Concurrent (occurring or existing simultaneously) implies that different code MAY execute at the exact same cycle. It means that things can possibly happen in parallel if multiple processors or a processor with multiple cores is available and the program is crafted correctly. Just adding threads does not imply concurrent execution.
The reason I say MAY and possibly is that anytime the programs separate threads need to share volatile/mutable state, other threads that need access to that state can not continue executing and will have to wait their turn to access that state, and things start happening serially again.
Typically this is implemented in a single program as more than one thread executing code concurrently at the same exact cycle as another thread, given that there is no resource contentions as listed above. This requires multiple physical processors or cores. Other models run multiple heavyweight OS processes that can execute concurrently.
Concurrent programming is very hard to do correctly with mutable shared state.

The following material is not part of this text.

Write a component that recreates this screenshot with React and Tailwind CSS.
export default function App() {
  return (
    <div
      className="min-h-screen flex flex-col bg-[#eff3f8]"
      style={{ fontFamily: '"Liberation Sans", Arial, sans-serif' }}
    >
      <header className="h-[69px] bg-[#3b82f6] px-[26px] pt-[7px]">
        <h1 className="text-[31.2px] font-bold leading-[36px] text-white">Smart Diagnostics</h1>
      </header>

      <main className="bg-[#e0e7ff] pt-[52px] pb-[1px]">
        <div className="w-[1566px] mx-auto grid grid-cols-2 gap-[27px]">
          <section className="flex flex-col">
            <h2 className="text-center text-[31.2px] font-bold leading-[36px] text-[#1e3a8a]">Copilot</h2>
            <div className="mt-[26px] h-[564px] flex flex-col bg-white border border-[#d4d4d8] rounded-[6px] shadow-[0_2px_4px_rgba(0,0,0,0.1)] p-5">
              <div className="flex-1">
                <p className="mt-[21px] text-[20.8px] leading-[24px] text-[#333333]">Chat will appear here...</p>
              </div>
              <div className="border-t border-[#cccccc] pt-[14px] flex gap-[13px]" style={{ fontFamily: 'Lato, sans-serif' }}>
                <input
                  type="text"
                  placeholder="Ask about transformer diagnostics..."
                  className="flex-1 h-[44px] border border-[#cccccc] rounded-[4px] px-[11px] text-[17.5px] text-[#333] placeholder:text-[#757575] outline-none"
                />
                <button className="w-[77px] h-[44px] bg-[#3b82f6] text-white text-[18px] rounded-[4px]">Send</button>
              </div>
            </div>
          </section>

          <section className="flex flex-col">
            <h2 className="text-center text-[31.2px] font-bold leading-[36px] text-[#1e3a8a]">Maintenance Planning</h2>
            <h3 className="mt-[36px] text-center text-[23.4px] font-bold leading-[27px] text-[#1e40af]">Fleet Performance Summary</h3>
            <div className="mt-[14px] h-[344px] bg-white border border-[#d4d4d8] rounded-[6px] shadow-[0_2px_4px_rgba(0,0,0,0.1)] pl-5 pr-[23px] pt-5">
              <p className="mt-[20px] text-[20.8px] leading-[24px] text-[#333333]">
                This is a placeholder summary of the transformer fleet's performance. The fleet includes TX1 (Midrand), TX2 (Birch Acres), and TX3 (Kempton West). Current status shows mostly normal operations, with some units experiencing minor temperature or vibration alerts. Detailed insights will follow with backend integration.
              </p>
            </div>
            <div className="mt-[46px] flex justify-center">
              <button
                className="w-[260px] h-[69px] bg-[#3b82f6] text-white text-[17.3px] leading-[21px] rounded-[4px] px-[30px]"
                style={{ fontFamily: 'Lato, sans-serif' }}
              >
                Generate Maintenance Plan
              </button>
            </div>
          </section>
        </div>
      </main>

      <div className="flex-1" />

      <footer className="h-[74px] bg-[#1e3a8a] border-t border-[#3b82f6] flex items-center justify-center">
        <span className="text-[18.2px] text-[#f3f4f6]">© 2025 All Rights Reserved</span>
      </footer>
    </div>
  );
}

You can write a concurrent program
that runs serially on a single single
core processor, but scales up to
execute more things at the same time
when more processors or cores, or even
multiple processors with multiple
cores is present.
You can also cause single threaded programs to appear concurrent on a multi-core / multi-processor system if they can operate on independent ranges of input data at the same time. Example: a single threaded 3D rendering program can on a dual core machine can run 2 separate instances the first rendering all the odd frames and the second rendering all the even frames. As long as they don't try to share any mutable resources.
Multi-core means that a single CPU has multiple Processor cores that can execute threads or processes concurrently and typically appears as multiple processors to mainstream operating systems.
It does NOT imply that programs that are single threaded gain any concurrency behaviors or benefits from the additional processor cores available.